▶ _EXERCISE TASK_
Below are the records. Retype, exactly, the lines from the first through the line with "import React from", and leave out the pictures.

-- START MATERIAL FOR THIS TASK --

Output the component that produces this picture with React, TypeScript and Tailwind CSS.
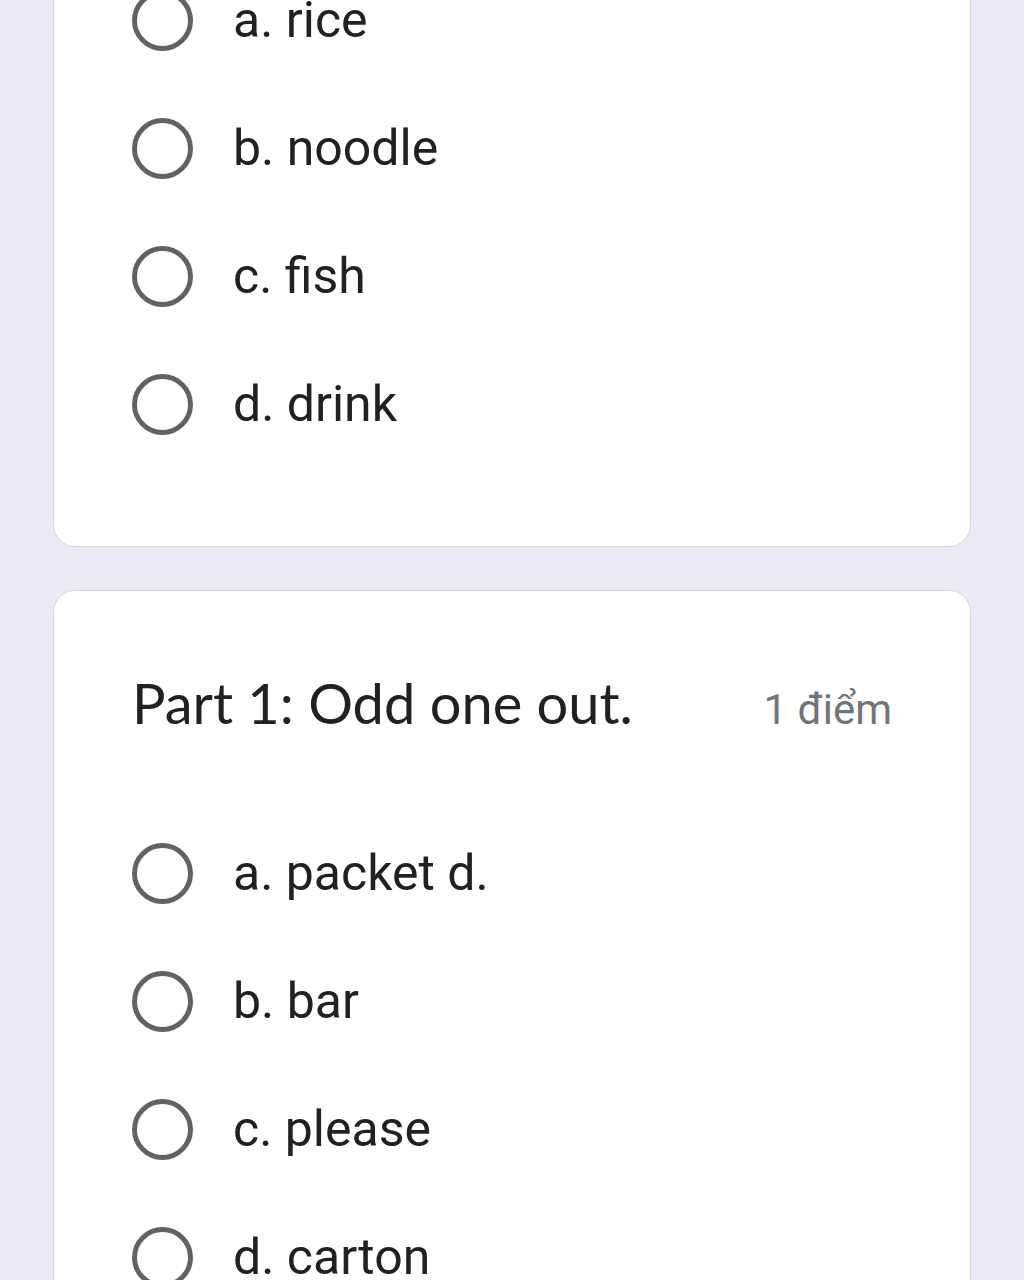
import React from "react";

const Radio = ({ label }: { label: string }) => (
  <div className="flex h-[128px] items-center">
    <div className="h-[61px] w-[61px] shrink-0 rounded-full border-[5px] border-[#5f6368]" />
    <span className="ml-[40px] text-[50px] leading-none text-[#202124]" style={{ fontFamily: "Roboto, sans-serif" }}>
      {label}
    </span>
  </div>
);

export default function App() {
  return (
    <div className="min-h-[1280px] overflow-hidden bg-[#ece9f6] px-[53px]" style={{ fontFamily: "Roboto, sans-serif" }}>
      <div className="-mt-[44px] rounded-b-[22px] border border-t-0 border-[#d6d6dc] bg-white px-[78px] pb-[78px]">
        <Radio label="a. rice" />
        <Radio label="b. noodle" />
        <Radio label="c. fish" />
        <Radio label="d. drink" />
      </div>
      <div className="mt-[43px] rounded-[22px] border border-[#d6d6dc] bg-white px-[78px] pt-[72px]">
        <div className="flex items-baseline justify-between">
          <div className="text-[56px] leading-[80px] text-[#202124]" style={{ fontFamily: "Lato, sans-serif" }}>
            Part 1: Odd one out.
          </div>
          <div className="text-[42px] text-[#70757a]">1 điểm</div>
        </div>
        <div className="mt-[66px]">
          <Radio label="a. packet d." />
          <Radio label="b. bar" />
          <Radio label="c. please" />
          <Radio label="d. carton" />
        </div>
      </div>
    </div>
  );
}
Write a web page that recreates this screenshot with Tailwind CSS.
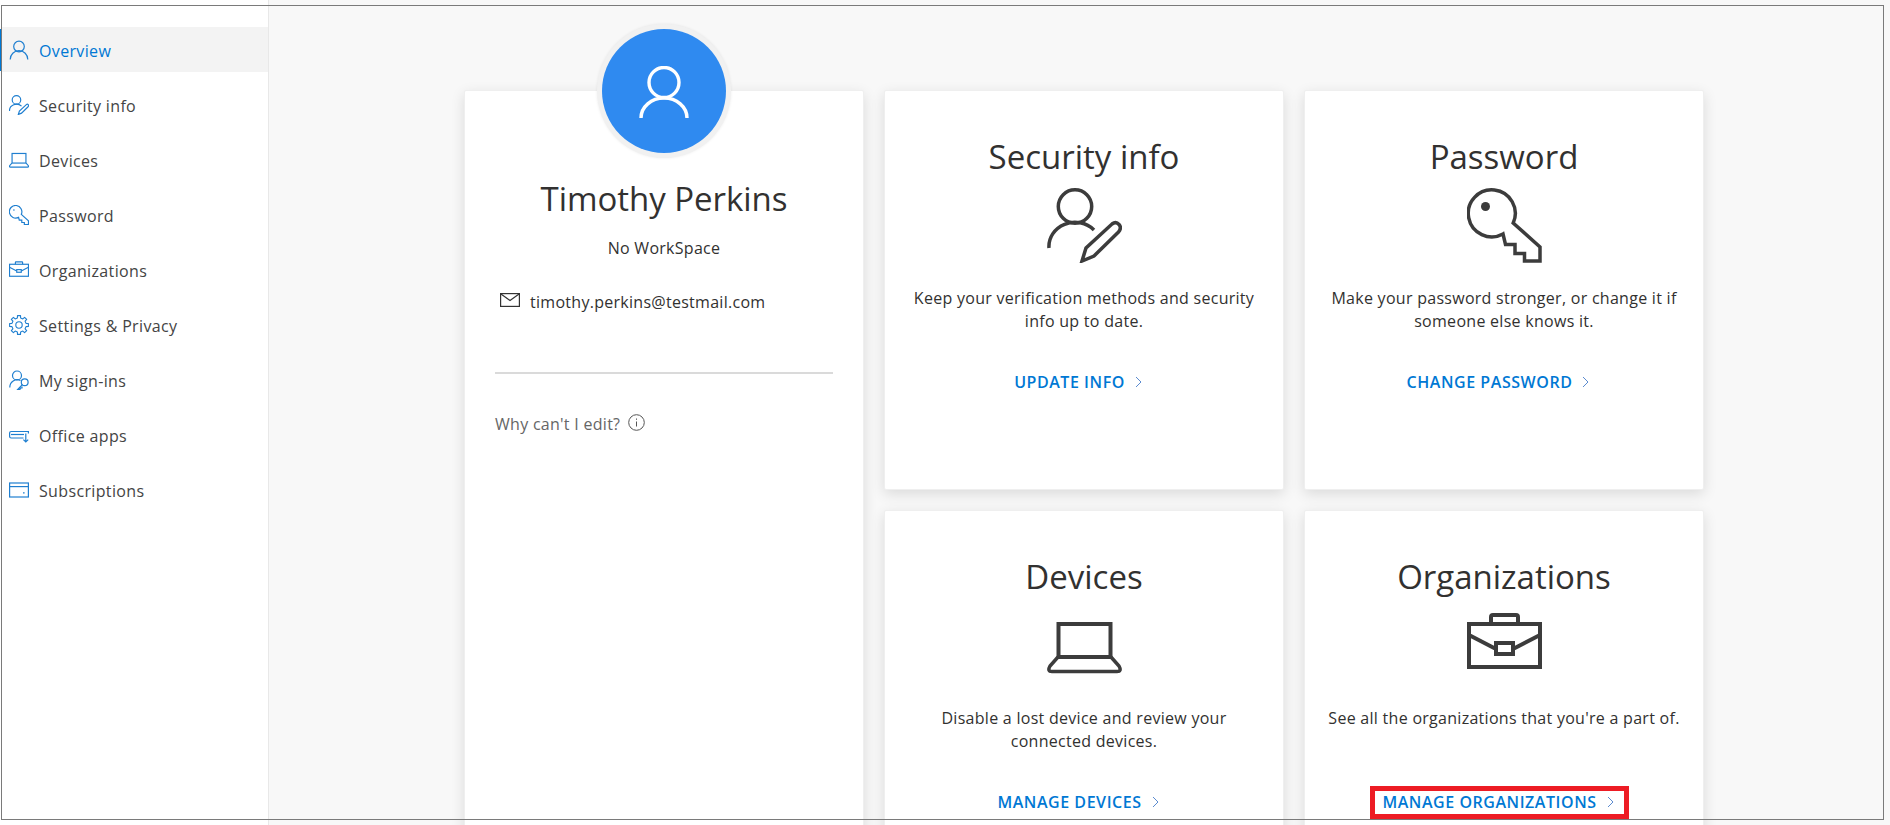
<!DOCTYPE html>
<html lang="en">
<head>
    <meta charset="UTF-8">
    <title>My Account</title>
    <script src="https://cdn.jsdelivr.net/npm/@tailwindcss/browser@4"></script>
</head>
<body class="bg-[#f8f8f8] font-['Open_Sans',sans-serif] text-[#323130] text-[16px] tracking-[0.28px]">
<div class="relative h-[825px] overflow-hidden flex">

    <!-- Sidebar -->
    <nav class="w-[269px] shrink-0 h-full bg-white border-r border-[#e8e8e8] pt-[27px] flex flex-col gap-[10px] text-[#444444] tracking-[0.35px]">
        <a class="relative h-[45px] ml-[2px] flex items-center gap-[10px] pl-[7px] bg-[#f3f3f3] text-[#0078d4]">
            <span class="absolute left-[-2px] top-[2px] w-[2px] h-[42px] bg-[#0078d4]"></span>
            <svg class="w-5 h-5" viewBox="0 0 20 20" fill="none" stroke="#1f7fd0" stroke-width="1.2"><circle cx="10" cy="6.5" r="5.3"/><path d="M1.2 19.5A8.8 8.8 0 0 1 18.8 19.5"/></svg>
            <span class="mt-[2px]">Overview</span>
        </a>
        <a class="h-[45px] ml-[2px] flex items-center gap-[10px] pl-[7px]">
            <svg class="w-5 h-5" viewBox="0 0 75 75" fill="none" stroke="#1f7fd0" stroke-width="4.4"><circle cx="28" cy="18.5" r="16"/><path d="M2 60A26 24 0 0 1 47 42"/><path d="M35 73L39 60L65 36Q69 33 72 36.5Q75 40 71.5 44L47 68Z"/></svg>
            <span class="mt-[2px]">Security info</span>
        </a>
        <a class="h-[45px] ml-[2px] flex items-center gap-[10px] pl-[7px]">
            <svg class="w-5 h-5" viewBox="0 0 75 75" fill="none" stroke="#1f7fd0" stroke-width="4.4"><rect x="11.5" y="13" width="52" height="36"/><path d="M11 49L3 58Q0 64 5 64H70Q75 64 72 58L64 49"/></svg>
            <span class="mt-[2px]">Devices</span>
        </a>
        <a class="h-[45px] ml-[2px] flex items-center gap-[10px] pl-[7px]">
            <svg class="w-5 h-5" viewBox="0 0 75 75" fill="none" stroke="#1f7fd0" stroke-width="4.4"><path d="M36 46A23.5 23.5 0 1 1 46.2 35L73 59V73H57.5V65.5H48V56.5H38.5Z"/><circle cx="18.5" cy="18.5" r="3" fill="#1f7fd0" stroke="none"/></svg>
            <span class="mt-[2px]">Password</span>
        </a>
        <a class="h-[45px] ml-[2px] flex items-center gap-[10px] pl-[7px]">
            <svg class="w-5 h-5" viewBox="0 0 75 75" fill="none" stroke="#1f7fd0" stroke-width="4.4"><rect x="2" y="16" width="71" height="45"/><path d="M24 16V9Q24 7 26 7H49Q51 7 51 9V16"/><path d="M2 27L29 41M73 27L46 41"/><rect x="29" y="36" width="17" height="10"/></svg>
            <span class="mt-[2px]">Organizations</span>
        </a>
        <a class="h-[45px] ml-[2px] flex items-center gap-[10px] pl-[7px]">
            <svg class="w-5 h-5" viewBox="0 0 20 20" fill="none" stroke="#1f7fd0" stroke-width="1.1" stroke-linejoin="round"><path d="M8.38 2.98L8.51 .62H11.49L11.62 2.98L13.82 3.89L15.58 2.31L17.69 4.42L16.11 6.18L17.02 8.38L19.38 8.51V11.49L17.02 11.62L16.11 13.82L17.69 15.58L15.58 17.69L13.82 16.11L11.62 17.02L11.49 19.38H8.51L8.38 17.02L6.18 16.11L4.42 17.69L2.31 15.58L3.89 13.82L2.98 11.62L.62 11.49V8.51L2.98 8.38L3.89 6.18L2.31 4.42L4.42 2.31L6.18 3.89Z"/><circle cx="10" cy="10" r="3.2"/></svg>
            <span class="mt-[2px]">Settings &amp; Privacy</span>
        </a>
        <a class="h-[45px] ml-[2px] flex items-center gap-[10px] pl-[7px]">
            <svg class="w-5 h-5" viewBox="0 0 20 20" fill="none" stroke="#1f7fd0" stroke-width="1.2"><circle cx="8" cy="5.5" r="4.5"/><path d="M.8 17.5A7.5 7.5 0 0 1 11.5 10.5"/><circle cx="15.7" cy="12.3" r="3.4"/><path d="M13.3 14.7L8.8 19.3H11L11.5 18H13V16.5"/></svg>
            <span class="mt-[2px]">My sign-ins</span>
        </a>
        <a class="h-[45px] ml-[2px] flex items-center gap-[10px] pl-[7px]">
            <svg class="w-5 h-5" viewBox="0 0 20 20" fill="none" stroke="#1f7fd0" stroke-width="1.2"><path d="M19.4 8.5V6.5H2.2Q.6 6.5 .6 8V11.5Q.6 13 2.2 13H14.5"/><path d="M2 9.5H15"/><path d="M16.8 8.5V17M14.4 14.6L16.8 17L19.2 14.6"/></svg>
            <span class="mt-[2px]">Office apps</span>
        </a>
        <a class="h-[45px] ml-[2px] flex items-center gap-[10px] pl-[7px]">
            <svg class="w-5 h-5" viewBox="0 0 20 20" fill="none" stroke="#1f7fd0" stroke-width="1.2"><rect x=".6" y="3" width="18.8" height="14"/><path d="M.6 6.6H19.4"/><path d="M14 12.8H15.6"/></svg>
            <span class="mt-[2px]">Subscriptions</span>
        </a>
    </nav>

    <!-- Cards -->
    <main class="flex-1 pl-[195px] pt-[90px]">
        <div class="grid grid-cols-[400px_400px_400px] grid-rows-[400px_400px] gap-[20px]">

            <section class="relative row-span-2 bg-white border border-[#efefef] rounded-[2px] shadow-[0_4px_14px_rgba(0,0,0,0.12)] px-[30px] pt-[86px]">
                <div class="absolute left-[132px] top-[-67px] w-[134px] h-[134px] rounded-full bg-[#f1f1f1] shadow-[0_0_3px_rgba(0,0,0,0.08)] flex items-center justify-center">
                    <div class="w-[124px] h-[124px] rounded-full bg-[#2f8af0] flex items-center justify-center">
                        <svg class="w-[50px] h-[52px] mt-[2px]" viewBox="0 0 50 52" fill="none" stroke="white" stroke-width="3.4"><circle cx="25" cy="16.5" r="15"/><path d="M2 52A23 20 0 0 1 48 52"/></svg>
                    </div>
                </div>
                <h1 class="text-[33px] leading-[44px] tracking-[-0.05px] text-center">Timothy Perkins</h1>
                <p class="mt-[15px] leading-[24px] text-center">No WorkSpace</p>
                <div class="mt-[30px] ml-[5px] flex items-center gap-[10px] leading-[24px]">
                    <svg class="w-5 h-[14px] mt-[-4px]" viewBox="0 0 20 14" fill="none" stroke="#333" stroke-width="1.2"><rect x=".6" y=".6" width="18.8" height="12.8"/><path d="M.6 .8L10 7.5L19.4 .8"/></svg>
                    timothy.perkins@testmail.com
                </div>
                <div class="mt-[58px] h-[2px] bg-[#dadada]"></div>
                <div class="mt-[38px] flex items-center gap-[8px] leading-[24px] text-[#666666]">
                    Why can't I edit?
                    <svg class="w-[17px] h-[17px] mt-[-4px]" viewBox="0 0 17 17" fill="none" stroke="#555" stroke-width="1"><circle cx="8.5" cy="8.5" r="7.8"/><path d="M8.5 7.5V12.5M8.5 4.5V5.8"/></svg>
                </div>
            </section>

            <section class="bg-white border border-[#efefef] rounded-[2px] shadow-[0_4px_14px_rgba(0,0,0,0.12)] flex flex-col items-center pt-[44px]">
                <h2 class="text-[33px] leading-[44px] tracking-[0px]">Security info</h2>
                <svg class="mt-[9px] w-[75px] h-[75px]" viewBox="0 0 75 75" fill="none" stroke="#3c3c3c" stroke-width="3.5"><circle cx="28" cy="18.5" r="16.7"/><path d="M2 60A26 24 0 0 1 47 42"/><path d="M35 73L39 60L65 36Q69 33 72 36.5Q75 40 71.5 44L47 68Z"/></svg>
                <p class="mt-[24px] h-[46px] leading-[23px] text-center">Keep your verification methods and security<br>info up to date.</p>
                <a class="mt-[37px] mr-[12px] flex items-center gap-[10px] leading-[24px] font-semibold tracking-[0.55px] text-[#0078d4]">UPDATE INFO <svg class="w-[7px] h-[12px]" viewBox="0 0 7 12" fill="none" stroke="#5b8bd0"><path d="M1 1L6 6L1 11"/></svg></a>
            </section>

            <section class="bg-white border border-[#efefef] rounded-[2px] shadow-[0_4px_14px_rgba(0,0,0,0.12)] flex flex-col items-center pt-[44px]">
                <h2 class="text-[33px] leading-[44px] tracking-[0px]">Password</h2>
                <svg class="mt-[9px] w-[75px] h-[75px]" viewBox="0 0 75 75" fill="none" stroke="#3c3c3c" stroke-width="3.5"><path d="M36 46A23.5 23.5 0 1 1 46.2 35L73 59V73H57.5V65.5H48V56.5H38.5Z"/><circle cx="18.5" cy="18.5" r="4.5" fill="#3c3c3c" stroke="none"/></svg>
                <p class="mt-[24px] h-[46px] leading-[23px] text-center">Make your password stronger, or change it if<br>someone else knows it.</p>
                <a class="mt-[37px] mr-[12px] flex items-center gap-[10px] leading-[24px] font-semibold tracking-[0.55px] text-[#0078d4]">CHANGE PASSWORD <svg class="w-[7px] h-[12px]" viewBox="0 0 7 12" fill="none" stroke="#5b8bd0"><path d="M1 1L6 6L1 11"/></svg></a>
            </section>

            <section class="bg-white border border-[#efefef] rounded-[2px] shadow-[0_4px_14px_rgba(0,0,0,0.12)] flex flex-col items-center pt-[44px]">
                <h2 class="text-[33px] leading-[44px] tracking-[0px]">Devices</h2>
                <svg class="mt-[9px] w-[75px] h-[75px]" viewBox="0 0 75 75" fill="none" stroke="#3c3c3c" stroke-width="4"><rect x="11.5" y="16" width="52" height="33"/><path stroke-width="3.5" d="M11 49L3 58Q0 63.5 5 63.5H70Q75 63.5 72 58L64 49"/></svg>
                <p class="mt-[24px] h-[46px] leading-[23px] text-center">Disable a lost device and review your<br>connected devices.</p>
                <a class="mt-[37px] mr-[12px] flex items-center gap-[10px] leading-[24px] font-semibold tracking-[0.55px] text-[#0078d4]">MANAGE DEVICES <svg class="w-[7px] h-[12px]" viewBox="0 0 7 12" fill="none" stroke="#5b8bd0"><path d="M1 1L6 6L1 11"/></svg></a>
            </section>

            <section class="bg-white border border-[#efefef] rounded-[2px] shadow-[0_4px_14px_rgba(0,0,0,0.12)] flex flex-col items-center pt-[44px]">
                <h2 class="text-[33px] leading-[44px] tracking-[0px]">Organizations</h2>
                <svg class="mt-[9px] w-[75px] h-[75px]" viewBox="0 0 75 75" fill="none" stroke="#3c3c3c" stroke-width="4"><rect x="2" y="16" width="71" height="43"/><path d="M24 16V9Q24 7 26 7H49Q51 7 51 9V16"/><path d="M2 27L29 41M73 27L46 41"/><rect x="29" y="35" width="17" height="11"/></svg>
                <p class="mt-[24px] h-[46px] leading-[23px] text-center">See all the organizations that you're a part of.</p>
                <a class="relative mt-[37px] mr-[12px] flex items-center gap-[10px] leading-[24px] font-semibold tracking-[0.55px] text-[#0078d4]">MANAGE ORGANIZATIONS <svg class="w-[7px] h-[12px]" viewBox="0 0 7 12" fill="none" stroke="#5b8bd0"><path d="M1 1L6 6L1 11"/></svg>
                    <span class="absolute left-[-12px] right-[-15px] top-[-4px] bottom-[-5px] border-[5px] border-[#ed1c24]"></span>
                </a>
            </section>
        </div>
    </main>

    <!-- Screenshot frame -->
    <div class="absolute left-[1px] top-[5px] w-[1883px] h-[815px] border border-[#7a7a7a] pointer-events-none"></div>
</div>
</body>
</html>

-- END MATERIAL FOR THIS TASK --

▶ _TASK SOLUTION_
Output the component that produces this picture with React, TypeScript and Tailwind CSS.
import React from "react";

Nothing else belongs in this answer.